◆ **What is asked**: Repeat exactly the lines running from the first line of the data to the line containing "type P = [number, number]", both ends included, and nothing else; drop the pictures.

◆ **Dataset section**:
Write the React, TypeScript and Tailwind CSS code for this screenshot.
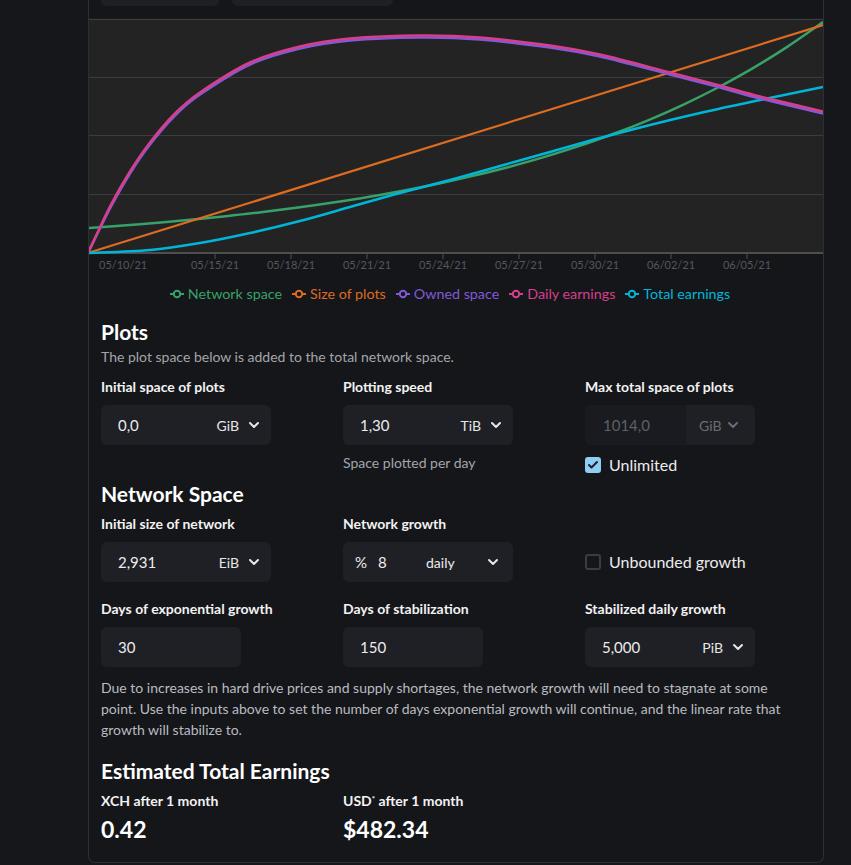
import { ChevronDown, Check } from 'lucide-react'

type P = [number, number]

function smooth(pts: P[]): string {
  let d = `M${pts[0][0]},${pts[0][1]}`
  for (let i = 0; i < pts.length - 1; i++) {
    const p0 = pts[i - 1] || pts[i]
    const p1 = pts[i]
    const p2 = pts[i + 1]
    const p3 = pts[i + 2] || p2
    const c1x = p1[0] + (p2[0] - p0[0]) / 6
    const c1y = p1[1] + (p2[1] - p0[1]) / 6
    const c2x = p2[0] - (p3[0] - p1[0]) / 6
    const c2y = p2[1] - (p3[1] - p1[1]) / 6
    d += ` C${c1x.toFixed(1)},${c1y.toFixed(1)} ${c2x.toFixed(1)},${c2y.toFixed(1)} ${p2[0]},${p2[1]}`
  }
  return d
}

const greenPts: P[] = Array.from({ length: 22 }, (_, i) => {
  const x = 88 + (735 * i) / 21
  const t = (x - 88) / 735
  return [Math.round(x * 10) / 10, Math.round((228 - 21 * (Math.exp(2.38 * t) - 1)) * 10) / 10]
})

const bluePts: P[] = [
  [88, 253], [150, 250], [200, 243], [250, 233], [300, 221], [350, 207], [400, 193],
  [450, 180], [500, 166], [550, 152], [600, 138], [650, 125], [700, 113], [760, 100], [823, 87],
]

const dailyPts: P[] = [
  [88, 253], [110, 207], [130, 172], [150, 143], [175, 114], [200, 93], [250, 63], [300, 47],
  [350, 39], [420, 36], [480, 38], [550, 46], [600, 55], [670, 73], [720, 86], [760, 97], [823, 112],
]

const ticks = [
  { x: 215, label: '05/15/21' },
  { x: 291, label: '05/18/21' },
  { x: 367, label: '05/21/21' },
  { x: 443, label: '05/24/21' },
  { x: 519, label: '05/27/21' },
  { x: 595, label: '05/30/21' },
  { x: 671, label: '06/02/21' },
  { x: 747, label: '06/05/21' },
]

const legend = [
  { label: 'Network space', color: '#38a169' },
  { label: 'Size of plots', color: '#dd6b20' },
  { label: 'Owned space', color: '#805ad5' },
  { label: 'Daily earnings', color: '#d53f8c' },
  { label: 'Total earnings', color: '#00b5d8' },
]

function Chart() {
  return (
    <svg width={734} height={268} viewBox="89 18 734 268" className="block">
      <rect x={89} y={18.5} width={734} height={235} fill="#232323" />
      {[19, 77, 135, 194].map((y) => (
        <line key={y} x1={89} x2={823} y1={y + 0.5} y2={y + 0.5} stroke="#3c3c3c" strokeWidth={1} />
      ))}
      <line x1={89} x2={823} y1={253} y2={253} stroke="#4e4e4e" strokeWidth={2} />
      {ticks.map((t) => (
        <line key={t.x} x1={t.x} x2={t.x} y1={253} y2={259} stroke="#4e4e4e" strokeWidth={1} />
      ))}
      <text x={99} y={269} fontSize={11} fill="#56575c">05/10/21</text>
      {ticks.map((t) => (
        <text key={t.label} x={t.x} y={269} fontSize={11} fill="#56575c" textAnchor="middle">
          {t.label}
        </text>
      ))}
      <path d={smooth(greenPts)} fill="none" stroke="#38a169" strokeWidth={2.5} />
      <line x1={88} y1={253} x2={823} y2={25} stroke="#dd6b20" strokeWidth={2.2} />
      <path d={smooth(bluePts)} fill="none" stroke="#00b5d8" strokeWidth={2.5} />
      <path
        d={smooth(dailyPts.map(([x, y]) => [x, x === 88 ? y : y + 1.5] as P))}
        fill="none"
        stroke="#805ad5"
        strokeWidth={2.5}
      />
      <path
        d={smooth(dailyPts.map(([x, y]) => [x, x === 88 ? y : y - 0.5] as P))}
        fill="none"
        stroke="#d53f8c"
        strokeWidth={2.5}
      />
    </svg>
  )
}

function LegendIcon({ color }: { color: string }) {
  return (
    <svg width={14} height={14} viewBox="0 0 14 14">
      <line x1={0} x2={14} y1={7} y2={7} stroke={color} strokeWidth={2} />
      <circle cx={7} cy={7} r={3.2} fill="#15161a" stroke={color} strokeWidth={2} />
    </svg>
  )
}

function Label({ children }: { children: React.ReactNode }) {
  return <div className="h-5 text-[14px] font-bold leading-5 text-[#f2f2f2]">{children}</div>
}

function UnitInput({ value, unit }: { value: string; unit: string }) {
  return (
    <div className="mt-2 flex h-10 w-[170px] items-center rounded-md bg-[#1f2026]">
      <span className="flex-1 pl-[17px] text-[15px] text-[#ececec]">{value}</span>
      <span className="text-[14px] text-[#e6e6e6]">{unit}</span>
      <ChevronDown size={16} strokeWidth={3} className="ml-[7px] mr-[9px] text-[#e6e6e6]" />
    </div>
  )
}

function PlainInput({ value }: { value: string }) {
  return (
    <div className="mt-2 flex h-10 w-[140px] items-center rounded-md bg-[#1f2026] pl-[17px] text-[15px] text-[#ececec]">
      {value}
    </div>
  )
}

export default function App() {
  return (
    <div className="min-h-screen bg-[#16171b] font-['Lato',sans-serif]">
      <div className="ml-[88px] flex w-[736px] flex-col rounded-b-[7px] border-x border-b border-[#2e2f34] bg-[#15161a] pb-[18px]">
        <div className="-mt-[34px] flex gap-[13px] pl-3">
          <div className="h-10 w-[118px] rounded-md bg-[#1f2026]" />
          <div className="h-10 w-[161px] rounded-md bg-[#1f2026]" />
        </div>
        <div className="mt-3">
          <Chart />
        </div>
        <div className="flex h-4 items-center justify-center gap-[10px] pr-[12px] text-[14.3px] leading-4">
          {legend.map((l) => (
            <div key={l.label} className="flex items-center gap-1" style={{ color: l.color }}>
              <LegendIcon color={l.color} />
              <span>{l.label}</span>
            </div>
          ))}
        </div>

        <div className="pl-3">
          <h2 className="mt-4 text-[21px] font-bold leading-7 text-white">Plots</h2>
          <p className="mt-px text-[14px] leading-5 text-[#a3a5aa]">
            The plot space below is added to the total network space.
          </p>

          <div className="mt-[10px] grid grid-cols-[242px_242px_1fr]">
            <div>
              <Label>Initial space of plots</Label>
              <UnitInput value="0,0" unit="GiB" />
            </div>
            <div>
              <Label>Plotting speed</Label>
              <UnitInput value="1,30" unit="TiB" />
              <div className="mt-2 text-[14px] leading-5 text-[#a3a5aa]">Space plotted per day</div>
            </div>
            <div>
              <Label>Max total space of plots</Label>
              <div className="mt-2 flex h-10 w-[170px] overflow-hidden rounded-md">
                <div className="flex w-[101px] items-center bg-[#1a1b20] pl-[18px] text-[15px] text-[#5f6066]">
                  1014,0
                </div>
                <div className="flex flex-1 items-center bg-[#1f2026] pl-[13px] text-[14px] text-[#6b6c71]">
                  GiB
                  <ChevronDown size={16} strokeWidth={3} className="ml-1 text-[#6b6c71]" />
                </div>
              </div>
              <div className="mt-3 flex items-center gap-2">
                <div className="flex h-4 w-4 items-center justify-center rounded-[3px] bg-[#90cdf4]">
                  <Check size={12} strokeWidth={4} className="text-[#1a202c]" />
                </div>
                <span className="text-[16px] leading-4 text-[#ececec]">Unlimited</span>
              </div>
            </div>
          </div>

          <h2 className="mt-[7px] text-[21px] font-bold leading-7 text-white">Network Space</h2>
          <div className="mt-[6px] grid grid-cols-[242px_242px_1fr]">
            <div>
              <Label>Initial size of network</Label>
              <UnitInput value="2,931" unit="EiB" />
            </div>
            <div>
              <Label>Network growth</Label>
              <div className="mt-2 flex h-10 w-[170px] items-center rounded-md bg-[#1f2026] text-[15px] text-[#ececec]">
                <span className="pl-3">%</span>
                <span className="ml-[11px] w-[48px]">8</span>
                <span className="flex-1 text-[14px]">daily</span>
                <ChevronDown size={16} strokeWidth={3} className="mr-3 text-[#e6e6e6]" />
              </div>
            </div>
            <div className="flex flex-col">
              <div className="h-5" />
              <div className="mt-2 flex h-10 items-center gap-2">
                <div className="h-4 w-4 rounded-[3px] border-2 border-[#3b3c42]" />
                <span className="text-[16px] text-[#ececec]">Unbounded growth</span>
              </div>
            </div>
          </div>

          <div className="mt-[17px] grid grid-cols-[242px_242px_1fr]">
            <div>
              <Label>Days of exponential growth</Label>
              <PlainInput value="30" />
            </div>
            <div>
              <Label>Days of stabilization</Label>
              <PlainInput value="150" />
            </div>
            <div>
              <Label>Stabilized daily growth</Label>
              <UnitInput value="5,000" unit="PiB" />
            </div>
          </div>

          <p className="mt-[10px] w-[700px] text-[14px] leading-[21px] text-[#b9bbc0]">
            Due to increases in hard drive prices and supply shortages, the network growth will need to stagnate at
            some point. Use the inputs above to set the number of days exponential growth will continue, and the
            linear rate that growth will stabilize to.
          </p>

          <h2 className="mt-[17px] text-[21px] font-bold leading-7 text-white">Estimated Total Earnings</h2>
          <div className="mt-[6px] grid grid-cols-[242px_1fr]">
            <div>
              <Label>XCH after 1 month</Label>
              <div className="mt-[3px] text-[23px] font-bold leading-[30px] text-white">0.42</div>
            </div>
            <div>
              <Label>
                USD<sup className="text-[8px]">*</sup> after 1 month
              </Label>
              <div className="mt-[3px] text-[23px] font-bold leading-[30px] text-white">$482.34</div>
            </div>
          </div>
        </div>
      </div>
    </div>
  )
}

◆ **The output**:
Write the React, TypeScript and Tailwind CSS code for this screenshot.
import { ChevronDown, Check } from 'lucide-react'

type P = [number, number]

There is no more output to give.